Folha de S. Paulo


Em crise, moda deve ser incluída na Lei Rouanet

Uma nova peça entrará no complicado xadrez da moda brasileira na próxima temporada de desfiles. Entre grupos endinheirados em ascensão e criadores de ateliês em dificuldade financeira, o financiamento público surge como protagonista de uma jogada que pode mudar o tabuleiro.

A Folha apurou com duas fontes ligadas ao governo federal que, já na próxima temporada, deve ocorrer na São Paulo Fashion Week (SPFW) o primeiro desfile feito com auxílio da Lei Rouanet, de incentivo à cultura. Seria uma apresentação piloto descrita como "desfile-exposição".
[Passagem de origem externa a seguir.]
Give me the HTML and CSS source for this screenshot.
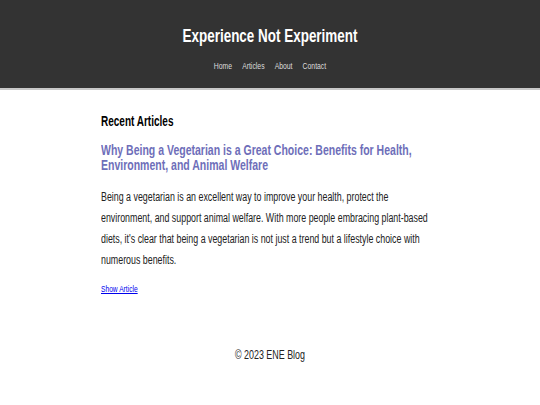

O designer selecionado seria incluído nas regras vigentes da Rouanet, ganhando o direito de captar patrocínios, cujos valores poderiam ser abatidos em parte do imposto de renda dos apoiadores.

Para configurar o caráter de benefício público --exigido pela lei--, o desfile teria de ser aberto ao público, em vez de fechado para convidados.

Paralelamente a esse movimento, será anunciada a construção de um museu da moda, que deve ser instalado em São Paulo. A estilista Gloria Coelho teria sido a primeira a doar peças de seu acervo para o projeto.

Já Ronaldo Fraga disse estar em contato com a equipe de Marta Suplicy, ministra da Cultura, sem detalhar sua participação nas duas iniciativas.

As iniciativas vêm depois de várias reuniões da ministra com estilistas e representantes de entidades da moda. No ano passado, em entrevista à Folha, a ministra afirmou que acreditava na moda "como produto cultural" e disse estar analisando projetos para incentivo direto ao setor.

A notícia chega num tempo em que criadores renomados passam por momentos delicados. Embora não falem publicamente sobre suas dívidas e dificuldades, crises como a da grife Huis Clos --uma das pioneiras do alto luxo no evento e que não desfilou nesta edição nem na passada--, não são segredo.

"Empresas menores são mais afetadas pelas crises. O que está acontecendo hoje é o que sempre dizíamos que ocorreria, 15 anos atrás, se nada fosse feito. Não há plano de desenvolvimento para a indústria de moda, e os custos altos de produção seguram o crescimento", diz Paulo Borges, criador da SPFW.

"No caso da Huis Clos, os problemas são mais antigos, todo mundo sabe. Agora, Reinaldo Lourenço e Gloria Coelho estão passando por uma reestruturação pontual. Eles estão no mercado de luxo, cada vez mais competitivo, e o preço dos nossos produtos é altíssimo", afirma Borges.

AUTORAL x COMERCIAL

Antes de fazerem jus ao novo benefício, segundo as fontes ouvidas pela reportagem, haverá uma triagem para definir quais estilistas desenvolvem um trabalho autoral e quais se encaixam no padrão de difusão comercial.

A seleção seria feita por uma equipe do MinC, que, até agora, inclui acadêmicos e integrantes da Abit (Associação Brasileira da Indústria Têxtil e de Confecção).

A grande dificuldade será definir critérios sobre "o estilista criador". Detalhes do processo criativo --ou seja, croquis, desenvolvimento de conceito e informações que comprovem a autenticidade da "obra"-- serão incluídos no relatório oficial do ministério.

Porém, para conseguir o incentivo, além de comprovar sua verve "autoral", a grife deverá provar que necessita dos recursos da Lei Rouanet. Marcas notadamente autorais e criativas, mas que integram grandes grupos, como Alexandre Herchcovitch e Osklen, poderiam ficar de fora nesse caso.

Ainda sem botar em jogo a ajuda governamental, a edição verão 2013/2014 da SPFW terminou ontem, deixando no ar a definição das próximas jogadas fashion.

Entre as estrelas trazidas pelos grupos AMC e Inbrands para suas marcas de massa e, do outro lado, apresentações low-profile da maioria das outras grifes, o clima foi de tensão. "A dinâmica é essa. Onde não há conflito, não há troca", diz Borges, resumindo o espírito do momento.